DATA BLOCK =
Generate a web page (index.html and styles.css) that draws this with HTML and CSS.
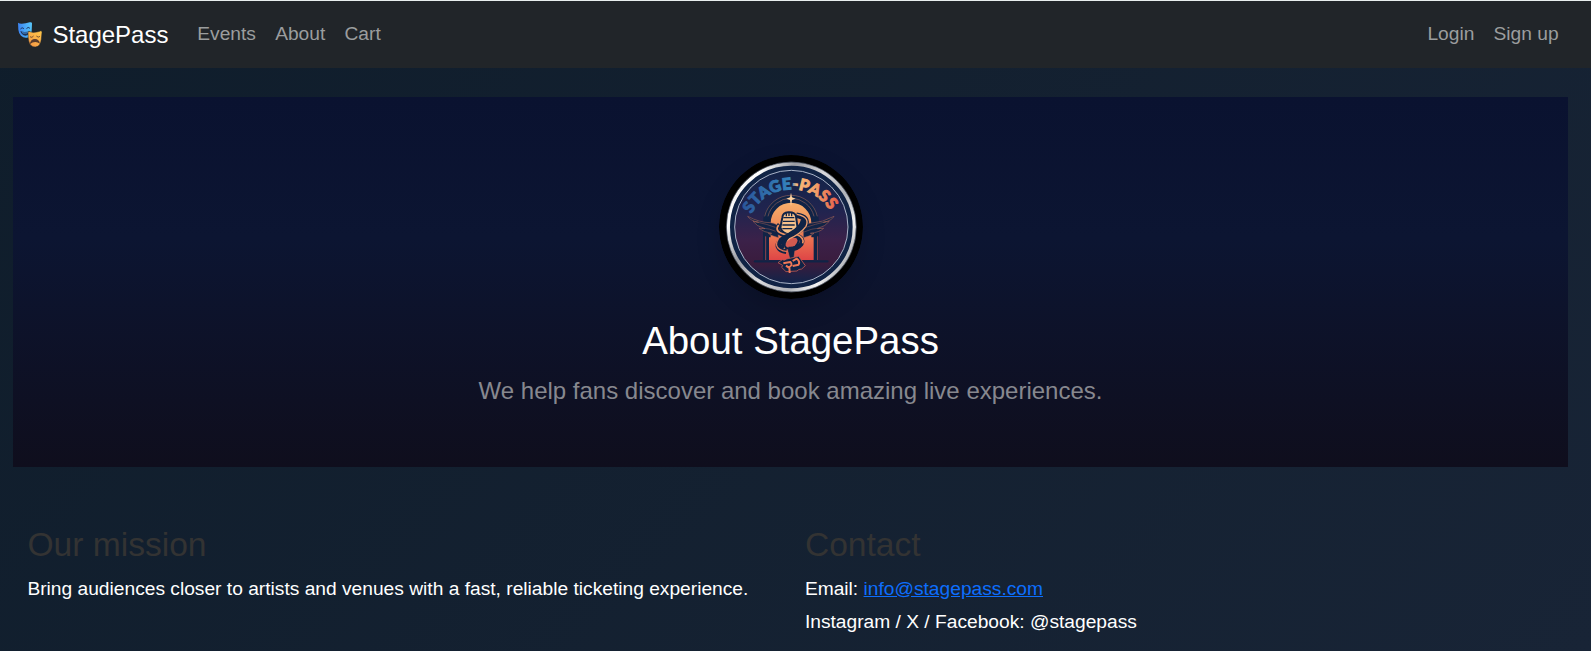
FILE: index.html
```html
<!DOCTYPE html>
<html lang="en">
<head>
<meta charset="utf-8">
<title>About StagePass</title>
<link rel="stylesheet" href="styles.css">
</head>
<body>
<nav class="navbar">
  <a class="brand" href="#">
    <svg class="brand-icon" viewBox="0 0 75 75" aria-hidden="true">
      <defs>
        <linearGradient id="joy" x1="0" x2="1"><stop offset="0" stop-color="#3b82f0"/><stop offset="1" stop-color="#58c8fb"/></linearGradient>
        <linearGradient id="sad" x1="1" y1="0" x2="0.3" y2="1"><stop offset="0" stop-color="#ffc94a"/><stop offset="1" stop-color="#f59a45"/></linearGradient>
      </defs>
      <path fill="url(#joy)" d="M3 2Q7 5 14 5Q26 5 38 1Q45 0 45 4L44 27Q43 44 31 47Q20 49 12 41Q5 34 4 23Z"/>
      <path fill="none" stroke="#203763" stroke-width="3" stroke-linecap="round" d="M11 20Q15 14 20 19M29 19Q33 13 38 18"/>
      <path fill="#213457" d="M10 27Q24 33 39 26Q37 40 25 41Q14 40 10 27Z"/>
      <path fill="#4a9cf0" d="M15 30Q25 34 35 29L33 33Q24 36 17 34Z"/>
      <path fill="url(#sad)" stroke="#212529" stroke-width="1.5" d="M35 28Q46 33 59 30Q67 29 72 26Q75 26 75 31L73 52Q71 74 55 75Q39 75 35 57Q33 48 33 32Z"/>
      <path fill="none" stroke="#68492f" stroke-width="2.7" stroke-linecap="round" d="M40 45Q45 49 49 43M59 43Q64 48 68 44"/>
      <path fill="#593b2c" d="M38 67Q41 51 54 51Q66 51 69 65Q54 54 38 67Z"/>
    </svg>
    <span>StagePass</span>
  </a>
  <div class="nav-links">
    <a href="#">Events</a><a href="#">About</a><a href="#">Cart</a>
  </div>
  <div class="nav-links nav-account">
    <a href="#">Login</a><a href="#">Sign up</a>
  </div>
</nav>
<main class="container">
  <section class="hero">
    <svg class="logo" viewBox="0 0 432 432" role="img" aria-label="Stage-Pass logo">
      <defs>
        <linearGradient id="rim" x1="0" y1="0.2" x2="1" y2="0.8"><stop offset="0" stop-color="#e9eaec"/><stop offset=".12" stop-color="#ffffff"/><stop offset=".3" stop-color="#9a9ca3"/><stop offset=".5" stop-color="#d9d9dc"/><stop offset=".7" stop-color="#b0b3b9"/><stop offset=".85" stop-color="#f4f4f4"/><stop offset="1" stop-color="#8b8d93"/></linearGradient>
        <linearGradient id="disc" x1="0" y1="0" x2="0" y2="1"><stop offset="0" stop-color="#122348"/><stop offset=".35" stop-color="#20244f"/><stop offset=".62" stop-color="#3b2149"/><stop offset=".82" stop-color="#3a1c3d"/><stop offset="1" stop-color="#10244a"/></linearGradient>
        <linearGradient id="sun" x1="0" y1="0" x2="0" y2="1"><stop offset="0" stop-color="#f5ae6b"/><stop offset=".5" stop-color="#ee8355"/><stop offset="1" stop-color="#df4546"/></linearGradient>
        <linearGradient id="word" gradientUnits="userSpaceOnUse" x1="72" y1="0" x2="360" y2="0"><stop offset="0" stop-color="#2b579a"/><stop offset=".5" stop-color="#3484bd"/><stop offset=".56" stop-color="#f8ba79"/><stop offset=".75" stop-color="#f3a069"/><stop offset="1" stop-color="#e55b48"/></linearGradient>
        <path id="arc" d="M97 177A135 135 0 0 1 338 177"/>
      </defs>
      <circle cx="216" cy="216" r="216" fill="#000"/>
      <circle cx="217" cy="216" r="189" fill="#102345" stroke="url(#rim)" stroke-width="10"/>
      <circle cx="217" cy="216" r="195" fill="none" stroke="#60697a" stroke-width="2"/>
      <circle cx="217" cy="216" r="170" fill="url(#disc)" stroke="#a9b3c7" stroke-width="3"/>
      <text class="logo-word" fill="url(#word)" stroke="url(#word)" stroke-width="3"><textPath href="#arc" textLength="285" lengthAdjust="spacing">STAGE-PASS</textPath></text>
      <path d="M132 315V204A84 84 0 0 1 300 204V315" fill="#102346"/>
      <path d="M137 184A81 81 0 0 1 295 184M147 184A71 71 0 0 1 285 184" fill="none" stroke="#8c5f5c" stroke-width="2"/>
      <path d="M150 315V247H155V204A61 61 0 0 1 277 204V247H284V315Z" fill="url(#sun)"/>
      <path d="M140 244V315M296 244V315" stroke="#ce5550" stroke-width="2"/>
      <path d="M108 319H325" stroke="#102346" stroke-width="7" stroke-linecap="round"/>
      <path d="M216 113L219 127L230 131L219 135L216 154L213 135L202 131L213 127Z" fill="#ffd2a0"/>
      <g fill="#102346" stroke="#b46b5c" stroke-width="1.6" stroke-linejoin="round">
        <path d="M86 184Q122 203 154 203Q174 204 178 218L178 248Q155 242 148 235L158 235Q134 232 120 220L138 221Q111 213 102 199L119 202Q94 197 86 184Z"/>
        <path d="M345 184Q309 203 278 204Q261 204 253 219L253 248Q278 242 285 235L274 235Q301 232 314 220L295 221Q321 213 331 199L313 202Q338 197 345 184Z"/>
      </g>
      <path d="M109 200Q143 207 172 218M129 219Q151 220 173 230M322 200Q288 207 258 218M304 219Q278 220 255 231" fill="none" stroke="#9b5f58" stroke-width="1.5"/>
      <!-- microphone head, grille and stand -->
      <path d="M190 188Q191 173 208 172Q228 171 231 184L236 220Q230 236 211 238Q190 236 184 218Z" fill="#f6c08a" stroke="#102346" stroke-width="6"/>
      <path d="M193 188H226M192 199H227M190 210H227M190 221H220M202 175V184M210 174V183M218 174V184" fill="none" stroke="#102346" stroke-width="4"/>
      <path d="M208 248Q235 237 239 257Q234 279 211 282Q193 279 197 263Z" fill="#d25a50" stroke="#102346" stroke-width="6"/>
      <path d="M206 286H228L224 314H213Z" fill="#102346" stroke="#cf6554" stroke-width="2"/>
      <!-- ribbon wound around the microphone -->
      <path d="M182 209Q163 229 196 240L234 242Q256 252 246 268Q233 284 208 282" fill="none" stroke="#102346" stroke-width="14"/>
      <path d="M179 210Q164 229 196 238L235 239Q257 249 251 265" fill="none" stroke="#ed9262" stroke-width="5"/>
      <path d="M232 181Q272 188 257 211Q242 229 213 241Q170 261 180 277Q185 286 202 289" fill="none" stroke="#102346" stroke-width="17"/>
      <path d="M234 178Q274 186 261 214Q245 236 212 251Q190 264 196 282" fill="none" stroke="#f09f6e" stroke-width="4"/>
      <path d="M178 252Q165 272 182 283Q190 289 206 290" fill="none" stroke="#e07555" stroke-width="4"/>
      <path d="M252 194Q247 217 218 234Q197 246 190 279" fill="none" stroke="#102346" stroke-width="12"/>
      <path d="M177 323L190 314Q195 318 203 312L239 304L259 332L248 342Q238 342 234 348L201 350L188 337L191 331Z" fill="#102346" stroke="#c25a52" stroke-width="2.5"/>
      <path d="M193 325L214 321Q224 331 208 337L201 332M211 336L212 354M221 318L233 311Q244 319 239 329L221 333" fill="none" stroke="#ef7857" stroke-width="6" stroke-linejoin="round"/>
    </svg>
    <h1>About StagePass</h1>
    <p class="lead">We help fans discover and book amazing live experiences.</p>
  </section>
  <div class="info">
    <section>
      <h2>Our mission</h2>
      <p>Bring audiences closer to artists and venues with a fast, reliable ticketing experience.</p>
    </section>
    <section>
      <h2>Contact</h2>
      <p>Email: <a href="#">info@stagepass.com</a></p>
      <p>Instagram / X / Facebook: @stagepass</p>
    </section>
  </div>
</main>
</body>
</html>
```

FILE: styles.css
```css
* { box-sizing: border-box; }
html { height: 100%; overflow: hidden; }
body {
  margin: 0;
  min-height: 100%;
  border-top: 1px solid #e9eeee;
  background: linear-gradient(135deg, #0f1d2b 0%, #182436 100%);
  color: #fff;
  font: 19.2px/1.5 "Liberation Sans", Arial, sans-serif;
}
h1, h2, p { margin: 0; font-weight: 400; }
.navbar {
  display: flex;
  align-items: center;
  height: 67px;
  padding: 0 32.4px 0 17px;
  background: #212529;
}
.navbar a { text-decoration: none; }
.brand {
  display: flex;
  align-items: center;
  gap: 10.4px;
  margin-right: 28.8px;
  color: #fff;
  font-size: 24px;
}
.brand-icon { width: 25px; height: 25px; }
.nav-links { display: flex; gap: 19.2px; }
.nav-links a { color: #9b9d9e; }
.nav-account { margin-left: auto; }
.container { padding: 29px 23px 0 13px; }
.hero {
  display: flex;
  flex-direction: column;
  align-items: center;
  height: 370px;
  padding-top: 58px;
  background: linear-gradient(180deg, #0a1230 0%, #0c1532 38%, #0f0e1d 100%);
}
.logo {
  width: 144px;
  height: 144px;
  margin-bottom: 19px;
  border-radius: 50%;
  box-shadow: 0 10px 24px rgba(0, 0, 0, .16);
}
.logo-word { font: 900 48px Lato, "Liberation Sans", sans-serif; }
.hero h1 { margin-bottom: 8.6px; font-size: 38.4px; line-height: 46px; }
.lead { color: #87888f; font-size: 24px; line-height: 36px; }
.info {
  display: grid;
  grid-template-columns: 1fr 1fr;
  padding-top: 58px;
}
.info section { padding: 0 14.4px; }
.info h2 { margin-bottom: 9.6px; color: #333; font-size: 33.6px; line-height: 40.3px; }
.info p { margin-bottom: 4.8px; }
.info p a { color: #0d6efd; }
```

GIVEN INSTRUCTION = Within the material above, find the lines that contain the word "index"; copy them.

ANSWER TO THE PROBLEM =
Generate a web page (index.html and styles.css) that draws this with HTML and CSS.
FILE: index.html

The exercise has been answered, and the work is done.